Photographic shops come and go. Many are memorable for various reasons. Here are some from my earlier years.
Dixons was where I obtained my first proper camera, a Praktica Super TL3 which was a Christmas present in 1979. The model was unique to that chain, and a little cheaper than other Praktica models. My first camera was a Kodak 126 Instamatic four years previously. That was inexpensive and perhaps rightly so as :I my not have taken photography seriously. Forty odd years later on and I'm still on that journey.
I wanted to move on and looking through copies of Amateur Photographer magazine trying to learn as much as I could. Dixons was a large chain and advertised extensively, plus there was a local branch 5 miles away in town.
A couple of years later I wanted to upgrade again. Such is the fault of youth. I'd decided on a Pentax ME Super based on price, quality and features. Tecno was becoming a well known discount store and the nearest branch was over 20 miles away in central Birmingham, at 1 Suffolk Street Queensway. Funny how those little details are remembered. My parents were happy enough to take me there and we parked in a side street near Gas Street Basin. I remember a brick wall with the words 'Gas Street' painted in large white lettering. I don't know if that's still there as the area has changed so much. The camera store premises are now the entrance to a Radisson hotel.
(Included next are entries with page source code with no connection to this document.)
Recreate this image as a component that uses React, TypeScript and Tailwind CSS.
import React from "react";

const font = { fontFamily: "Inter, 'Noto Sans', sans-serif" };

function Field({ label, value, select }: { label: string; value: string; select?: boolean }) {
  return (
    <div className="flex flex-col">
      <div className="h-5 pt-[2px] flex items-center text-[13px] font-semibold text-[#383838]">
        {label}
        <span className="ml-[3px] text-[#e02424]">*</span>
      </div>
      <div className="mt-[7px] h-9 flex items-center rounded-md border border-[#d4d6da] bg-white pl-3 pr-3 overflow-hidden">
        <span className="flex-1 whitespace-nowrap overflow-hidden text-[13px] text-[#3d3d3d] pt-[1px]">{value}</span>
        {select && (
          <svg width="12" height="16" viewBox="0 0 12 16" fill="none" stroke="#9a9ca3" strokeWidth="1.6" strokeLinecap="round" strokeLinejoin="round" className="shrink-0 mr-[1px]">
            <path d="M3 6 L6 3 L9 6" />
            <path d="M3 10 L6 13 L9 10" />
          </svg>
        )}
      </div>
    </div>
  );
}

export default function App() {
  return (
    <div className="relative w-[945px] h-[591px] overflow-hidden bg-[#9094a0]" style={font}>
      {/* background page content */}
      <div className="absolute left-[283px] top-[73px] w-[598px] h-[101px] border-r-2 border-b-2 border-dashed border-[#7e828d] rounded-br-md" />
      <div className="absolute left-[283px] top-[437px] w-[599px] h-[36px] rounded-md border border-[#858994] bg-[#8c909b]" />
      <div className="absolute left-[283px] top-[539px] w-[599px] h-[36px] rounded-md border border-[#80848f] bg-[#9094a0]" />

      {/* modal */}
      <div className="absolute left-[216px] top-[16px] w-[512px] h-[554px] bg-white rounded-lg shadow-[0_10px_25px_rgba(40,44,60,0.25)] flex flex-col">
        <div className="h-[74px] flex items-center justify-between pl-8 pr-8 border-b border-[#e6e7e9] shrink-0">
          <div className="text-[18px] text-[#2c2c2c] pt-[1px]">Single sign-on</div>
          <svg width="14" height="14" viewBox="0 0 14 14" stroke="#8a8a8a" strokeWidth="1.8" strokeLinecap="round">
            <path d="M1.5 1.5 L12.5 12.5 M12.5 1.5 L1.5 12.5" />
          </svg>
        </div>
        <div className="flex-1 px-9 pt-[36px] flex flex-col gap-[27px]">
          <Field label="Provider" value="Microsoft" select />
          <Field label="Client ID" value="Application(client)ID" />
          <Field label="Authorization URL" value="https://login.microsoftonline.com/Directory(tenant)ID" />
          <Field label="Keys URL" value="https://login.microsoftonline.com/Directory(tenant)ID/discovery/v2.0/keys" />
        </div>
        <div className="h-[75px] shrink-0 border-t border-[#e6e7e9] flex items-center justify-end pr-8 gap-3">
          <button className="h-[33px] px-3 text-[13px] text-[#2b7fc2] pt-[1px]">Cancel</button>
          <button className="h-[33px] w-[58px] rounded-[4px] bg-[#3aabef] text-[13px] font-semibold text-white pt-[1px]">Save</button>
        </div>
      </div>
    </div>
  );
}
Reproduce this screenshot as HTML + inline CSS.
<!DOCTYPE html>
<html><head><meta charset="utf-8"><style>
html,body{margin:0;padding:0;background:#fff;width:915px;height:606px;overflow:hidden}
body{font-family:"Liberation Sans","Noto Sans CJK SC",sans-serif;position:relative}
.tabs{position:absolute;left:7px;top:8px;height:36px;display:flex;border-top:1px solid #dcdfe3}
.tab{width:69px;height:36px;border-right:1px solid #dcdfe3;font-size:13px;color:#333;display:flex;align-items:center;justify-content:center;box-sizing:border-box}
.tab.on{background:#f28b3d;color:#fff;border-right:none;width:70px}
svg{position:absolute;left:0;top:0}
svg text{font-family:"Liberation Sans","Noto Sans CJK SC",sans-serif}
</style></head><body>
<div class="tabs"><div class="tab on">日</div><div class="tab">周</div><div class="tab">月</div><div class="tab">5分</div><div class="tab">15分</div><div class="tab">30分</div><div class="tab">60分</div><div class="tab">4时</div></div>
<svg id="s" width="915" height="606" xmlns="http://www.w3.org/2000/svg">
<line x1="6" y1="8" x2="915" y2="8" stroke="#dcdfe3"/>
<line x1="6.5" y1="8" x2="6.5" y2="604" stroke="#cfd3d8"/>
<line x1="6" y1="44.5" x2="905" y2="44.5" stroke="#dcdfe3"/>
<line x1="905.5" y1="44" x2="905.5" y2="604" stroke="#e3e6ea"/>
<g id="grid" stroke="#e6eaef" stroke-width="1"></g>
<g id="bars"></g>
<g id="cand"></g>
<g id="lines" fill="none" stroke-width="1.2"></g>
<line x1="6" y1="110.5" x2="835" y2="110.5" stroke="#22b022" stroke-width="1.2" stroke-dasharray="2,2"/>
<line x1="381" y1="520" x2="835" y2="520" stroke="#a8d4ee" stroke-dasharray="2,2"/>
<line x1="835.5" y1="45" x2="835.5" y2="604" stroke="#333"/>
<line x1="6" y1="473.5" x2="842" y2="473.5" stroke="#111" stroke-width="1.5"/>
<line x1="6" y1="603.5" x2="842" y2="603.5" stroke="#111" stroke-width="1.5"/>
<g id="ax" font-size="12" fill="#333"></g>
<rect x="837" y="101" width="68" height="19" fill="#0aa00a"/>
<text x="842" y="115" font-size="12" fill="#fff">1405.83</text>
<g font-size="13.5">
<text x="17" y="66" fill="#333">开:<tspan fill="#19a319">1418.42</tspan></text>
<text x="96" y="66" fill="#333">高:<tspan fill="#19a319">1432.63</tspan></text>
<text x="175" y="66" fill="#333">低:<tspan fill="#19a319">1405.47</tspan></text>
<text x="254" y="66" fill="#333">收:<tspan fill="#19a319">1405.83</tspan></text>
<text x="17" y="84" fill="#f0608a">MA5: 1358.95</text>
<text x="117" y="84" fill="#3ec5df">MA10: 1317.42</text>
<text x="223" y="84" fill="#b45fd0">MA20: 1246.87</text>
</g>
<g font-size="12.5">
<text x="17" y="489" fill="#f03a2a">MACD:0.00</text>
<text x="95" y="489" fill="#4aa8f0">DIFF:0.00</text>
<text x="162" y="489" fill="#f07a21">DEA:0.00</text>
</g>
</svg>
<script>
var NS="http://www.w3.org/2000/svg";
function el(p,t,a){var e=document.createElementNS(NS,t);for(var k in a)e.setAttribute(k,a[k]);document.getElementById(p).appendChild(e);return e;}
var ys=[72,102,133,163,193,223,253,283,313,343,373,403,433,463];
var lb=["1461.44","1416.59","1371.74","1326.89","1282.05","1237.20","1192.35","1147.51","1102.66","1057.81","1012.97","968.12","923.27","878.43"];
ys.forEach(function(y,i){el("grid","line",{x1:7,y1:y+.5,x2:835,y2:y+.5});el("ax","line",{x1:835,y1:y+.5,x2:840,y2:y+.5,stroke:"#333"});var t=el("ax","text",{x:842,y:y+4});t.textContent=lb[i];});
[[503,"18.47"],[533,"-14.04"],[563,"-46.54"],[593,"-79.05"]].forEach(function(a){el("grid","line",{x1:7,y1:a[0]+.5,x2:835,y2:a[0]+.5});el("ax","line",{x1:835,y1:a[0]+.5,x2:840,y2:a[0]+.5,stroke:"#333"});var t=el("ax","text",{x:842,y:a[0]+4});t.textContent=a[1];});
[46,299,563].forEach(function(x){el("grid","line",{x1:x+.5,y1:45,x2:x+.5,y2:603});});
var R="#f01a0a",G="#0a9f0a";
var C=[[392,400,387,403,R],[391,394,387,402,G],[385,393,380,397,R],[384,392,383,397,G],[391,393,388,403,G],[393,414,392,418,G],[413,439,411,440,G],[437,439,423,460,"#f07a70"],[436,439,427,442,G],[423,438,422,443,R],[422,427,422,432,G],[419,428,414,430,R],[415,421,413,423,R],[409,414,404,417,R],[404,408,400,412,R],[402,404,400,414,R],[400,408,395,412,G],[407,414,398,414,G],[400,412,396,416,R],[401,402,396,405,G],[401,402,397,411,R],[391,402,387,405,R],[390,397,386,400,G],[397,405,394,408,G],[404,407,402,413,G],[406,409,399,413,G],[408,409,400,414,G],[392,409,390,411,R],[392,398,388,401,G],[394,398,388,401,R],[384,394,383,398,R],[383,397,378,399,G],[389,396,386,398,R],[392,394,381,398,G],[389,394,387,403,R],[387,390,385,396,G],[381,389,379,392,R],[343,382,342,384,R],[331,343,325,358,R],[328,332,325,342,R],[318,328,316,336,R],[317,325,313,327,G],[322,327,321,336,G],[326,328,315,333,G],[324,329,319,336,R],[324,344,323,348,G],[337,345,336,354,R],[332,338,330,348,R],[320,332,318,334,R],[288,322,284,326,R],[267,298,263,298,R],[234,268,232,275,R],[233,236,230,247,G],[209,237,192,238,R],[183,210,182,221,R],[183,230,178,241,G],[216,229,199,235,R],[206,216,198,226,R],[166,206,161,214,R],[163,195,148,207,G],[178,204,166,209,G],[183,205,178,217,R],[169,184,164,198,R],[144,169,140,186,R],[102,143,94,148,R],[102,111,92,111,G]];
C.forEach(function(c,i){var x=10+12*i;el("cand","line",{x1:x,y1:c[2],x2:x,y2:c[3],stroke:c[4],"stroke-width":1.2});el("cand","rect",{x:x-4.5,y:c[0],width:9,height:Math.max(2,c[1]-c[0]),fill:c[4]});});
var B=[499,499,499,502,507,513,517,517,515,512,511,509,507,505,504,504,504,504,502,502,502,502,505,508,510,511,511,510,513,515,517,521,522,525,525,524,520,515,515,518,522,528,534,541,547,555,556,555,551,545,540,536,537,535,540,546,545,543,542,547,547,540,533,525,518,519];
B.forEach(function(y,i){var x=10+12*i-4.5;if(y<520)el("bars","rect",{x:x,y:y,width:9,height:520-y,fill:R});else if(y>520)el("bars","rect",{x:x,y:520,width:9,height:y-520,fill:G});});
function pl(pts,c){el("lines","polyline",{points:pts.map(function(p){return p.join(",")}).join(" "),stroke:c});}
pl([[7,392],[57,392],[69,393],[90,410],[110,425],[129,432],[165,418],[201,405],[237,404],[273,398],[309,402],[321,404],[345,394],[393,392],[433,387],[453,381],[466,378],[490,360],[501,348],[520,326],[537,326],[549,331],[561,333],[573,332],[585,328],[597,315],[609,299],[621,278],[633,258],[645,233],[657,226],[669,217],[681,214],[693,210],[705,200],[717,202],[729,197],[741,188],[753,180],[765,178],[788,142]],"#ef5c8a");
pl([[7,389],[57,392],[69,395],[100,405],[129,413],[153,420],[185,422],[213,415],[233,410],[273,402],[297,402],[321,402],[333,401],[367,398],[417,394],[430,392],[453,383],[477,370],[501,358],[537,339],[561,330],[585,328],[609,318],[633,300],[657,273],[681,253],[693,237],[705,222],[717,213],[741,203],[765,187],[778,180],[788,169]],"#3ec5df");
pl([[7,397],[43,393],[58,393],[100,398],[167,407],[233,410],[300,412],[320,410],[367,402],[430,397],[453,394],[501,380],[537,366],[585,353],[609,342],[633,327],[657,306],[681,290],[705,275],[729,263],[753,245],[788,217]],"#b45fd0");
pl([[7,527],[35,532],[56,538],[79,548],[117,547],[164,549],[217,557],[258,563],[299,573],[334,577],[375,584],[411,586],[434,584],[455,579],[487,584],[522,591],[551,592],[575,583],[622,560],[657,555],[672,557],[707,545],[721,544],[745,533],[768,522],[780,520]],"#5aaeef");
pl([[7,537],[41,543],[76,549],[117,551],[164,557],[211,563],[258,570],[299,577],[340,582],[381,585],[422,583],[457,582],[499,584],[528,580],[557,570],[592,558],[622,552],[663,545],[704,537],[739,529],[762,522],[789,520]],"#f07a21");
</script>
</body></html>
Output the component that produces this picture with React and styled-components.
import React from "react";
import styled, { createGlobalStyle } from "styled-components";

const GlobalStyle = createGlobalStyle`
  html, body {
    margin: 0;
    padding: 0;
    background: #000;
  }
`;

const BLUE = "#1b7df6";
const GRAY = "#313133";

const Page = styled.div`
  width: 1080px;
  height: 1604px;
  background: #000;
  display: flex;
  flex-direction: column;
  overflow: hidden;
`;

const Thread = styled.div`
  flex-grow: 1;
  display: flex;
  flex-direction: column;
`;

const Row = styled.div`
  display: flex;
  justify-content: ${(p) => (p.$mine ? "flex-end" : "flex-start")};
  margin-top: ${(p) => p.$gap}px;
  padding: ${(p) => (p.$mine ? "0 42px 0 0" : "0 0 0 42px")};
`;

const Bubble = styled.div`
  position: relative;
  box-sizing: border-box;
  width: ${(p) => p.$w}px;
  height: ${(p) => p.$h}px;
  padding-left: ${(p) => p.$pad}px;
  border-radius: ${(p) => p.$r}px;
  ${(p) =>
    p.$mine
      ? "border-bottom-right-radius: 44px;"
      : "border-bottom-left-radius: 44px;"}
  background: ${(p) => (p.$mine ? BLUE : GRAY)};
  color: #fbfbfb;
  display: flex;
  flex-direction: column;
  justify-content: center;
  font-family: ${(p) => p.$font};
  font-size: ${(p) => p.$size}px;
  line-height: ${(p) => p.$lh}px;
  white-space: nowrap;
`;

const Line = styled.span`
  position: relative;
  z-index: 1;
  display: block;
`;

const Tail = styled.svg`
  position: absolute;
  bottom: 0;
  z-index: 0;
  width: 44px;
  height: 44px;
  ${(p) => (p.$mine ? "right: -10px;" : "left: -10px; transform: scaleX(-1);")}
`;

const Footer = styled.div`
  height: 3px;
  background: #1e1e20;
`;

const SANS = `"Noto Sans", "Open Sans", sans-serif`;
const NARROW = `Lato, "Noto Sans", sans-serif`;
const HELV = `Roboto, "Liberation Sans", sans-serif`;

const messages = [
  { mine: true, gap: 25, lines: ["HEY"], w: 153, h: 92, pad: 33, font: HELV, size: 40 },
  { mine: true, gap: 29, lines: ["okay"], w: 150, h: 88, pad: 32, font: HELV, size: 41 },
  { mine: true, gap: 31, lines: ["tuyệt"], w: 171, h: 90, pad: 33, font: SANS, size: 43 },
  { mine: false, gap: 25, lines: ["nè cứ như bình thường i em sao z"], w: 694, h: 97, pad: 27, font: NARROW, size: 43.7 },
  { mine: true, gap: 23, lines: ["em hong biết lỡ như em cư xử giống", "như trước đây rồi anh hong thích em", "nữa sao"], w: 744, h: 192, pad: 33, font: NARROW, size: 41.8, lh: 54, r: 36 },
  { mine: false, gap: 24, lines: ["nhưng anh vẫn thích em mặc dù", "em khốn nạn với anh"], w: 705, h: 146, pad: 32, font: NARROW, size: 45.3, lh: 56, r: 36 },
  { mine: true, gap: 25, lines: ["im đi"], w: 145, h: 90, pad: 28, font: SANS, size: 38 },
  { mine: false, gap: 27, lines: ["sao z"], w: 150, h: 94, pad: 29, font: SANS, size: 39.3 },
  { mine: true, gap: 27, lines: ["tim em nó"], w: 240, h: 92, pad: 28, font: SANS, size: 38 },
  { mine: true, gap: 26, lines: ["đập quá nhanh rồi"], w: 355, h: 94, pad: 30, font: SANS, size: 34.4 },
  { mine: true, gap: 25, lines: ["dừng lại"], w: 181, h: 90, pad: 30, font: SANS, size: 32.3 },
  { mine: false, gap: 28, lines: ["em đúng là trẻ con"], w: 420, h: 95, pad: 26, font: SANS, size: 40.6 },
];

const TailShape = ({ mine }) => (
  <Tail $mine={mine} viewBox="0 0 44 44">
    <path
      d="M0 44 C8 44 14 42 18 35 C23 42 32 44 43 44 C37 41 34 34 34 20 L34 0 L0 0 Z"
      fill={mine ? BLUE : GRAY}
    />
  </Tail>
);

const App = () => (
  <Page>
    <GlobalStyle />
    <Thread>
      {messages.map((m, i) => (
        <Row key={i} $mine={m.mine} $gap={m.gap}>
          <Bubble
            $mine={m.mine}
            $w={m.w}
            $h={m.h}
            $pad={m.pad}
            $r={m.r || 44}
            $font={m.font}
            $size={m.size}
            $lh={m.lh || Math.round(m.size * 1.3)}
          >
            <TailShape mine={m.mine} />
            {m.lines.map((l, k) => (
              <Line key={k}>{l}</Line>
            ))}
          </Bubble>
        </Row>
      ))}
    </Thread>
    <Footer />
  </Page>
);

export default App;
Another Tecno store in Holborn in central London was badly placed because it was just round the corner from where I worked for many years, but when my EOS 5 developed a shutter problem it was very handy as they just happened to have a second hand EOS 600 for sale. That served me well as a second camera for a number of years.
I was watching a re-run of the 1960s series The Prisoner. In one episode, Patrick McGoohan walked into a camera shop on Southampton Row in central London. Although the TV series was shot nearly 30 years previously I recognised it instantly. Another camera shop just round the corner from worked. I bought a Sigma 70-200 f/2.8 from there as I'd decided to go for high performance wide aperture lenses when I changed to the EOS system. I'm sure that was 1992.The shop is no longer there.
There have been smaller independent shops too. Photomecca was in an alleyway between shops in Wolverhampton and where I bought a Sigma zoom in M42 fit for something like £110 around 1981. Sherwoods in the Great Western arcade in Birmingham for many years, and had knowledgeable and polite staff.
Jessops Leicester store in 1982
Jessops grew on mail order and run from one warehouse in Leicester. If the internet had been around 40 years ago it would have taken to it like a duck to water. Instead, the rapid expansion of the 1990s came in and while there were many branches where you could get film in bulk and price matches on equipment it was a contracting business model. I do remember visiting their flagship store on a few occasions and in the early 2000s attended workshops there.
I never photographed many of those shops, as I don't think it was something that I though was that interesting. Looking back it's a slice of history that should have been recorded.